>> Begin MATERIAL PROVIDED

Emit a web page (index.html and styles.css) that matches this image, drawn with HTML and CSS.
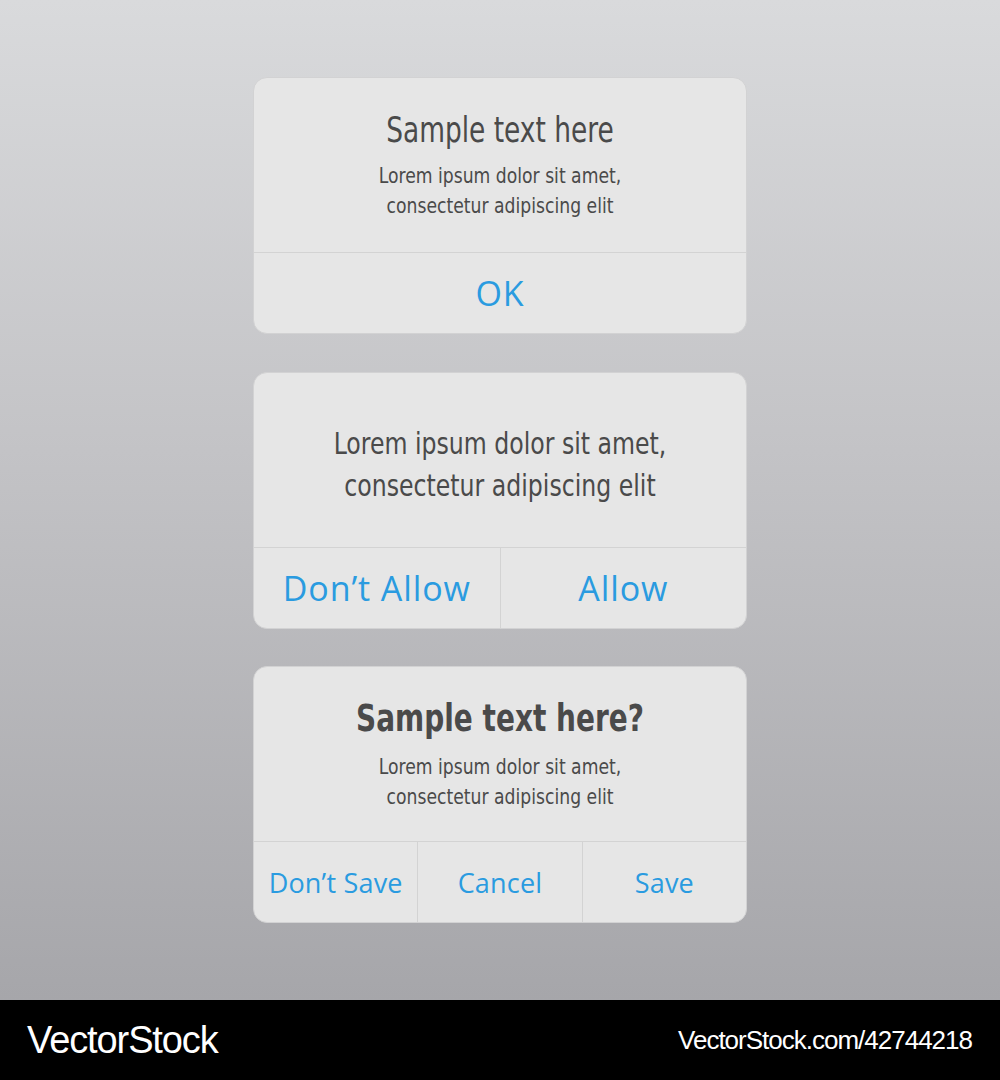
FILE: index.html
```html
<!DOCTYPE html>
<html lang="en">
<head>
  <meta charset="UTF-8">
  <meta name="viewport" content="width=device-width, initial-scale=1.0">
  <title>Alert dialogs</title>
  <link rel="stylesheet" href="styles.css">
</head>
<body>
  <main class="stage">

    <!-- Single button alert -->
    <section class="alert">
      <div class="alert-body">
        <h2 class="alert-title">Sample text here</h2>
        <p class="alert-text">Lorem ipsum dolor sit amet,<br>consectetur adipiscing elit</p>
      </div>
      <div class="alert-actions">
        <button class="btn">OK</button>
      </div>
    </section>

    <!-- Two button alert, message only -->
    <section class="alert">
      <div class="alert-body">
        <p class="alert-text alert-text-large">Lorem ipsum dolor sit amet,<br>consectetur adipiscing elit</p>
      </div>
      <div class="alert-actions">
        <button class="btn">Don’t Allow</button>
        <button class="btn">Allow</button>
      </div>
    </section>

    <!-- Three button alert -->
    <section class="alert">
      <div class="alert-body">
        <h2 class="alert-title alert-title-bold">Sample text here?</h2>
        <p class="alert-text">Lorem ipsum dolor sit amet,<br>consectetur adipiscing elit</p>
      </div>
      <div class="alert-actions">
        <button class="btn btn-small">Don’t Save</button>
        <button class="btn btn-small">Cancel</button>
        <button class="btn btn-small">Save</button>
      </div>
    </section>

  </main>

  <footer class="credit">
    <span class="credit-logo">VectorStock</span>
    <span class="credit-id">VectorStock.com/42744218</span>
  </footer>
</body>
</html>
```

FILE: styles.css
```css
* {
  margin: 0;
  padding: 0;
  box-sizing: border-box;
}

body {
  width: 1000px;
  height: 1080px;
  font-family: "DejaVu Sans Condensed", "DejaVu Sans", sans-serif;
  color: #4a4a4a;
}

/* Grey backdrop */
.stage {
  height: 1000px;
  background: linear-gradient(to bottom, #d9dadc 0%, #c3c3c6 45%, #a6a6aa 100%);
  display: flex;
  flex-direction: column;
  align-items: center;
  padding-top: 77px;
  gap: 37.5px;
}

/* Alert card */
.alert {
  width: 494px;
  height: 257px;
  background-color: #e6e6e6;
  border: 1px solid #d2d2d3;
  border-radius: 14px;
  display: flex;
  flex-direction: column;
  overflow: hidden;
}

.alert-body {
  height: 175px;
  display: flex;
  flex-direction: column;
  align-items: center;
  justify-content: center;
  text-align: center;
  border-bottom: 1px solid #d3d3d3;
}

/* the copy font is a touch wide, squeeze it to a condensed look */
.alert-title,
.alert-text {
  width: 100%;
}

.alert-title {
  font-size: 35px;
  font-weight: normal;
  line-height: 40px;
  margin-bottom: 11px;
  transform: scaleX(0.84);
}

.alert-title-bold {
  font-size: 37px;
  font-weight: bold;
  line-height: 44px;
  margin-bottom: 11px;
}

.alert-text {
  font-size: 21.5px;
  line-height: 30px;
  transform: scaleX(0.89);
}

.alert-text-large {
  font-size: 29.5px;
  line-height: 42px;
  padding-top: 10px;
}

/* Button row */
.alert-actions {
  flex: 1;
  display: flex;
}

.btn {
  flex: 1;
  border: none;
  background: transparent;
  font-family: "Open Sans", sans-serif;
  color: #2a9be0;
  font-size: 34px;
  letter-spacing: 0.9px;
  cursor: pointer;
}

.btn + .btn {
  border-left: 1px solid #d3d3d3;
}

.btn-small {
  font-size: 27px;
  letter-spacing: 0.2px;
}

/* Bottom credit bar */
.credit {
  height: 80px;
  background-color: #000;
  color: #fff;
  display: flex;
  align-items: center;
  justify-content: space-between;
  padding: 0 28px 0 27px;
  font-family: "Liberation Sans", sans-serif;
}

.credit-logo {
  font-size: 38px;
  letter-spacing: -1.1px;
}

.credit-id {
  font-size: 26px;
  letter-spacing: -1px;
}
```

>> End MATERIAL PROVIDED

WORK INSTRUCTIONS: Set down the complete material exactly, but do not include the images.

RESULT BELOW:
Emit a web page (index.html and styles.css) that matches this image, drawn with HTML and CSS.
FILE: index.html
```html
<!DOCTYPE html>
<html lang="en">
<head>
  <meta charset="UTF-8">
  <meta name="viewport" content="width=device-width, initial-scale=1.0">
  <title>Alert dialogs</title>
  <link rel="stylesheet" href="styles.css">
</head>
<body>
  <main class="stage">

    <!-- Single button alert -->
    <section class="alert">
      <div class="alert-body">
        <h2 class="alert-title">Sample text here</h2>
        <p class="alert-text">Lorem ipsum dolor sit amet,<br>consectetur adipiscing elit</p>
      </div>
      <div class="alert-actions">
        <button class="btn">OK</button>
      </div>
    </section>

    <!-- Two button alert, message only -->
    <section class="alert">
      <div class="alert-body">
        <p class="alert-text alert-text-large">Lorem ipsum dolor sit amet,<br>consectetur adipiscing elit</p>
      </div>
      <div class="alert-actions">
        <button class="btn">Don’t Allow</button>
        <button class="btn">Allow</button>
      </div>
    </section>

    <!-- Three button alert -->
    <section class="alert">
      <div class="alert-body">
        <h2 class="alert-title alert-title-bold">Sample text here?</h2>
        <p class="alert-text">Lorem ipsum dolor sit amet,<br>consectetur adipiscing elit</p>
      </div>
      <div class="alert-actions">
        <button class="btn btn-small">Don’t Save</button>
        <button class="btn btn-small">Cancel</button>
        <button class="btn btn-small">Save</button>
      </div>
    </section>

  </main>

  <footer class="credit">
    <span class="credit-logo">VectorStock</span>
    <span class="credit-id">VectorStock.com/42744218</span>
  </footer>
</body>
</html>
```

FILE: styles.css
```css
* {
  margin: 0;
  padding: 0;
  box-sizing: border-box;
}

body {
  width: 1000px;
  height: 1080px;
  font-family: "DejaVu Sans Condensed", "DejaVu Sans", sans-serif;
  color: #4a4a4a;
}

/* Grey backdrop */
.stage {
  height: 1000px;
  background: linear-gradient(to bottom, #d9dadc 0%, #c3c3c6 45%, #a6a6aa 100%);
  display: flex;
  flex-direction: column;
  align-items: center;
  padding-top: 77px;
  gap: 37.5px;
}

/* Alert card */
.alert {
  width: 494px;
  height: 257px;
  background-color: #e6e6e6;
  border: 1px solid #d2d2d3;
  border-radius: 14px;
  display: flex;
  flex-direction: column;
  overflow: hidden;
}

.alert-body {
  height: 175px;
  display: flex;
  flex-direction: column;
  align-items: center;
  justify-content: center;
  text-align: center;
  border-bottom: 1px solid #d3d3d3;
}

/* the copy font is a touch wide, squeeze it to a condensed look */
.alert-title,
.alert-text {
  width: 100%;
}

.alert-title {
  font-size: 35px;
  font-weight: normal;
  line-height: 40px;
  margin-bottom: 11px;
  transform: scaleX(0.84);
}

.alert-title-bold {
  font-size: 37px;
  font-weight: bold;
  line-height: 44px;
  margin-bottom: 11px;
}

.alert-text {
  font-size: 21.5px;
  line-height: 30px;
  transform: scaleX(0.89);
}

.alert-text-large {
  font-size: 29.5px;
  line-height: 42px;
  padding-top: 10px;
}

/* Button row */
.alert-actions {
  flex: 1;
  display: flex;
}

.btn {
  flex: 1;
  border: none;
  background: transparent;
  font-family: "Open Sans", sans-serif;
  color: #2a9be0;
  font-size: 34px;
  letter-spacing: 0.9px;
  cursor: pointer;
}

.btn + .btn {
  border-left: 1px solid #d3d3d3;
}

.btn-small {
  font-size: 27px;
  letter-spacing: 0.2px;
}

/* Bottom credit bar */
.credit {
  height: 80px;
  background-color: #000;
  color: #fff;
  display: flex;
  align-items: center;
  justify-content: space-between;
  padding: 0 28px 0 27px;
  font-family: "Liberation Sans", sans-serif;
}

.credit-logo {
  font-size: 38px;
  letter-spacing: -1.1px;
}

.credit-id {
  font-size: 26px;
  letter-spacing: -1px;
}
```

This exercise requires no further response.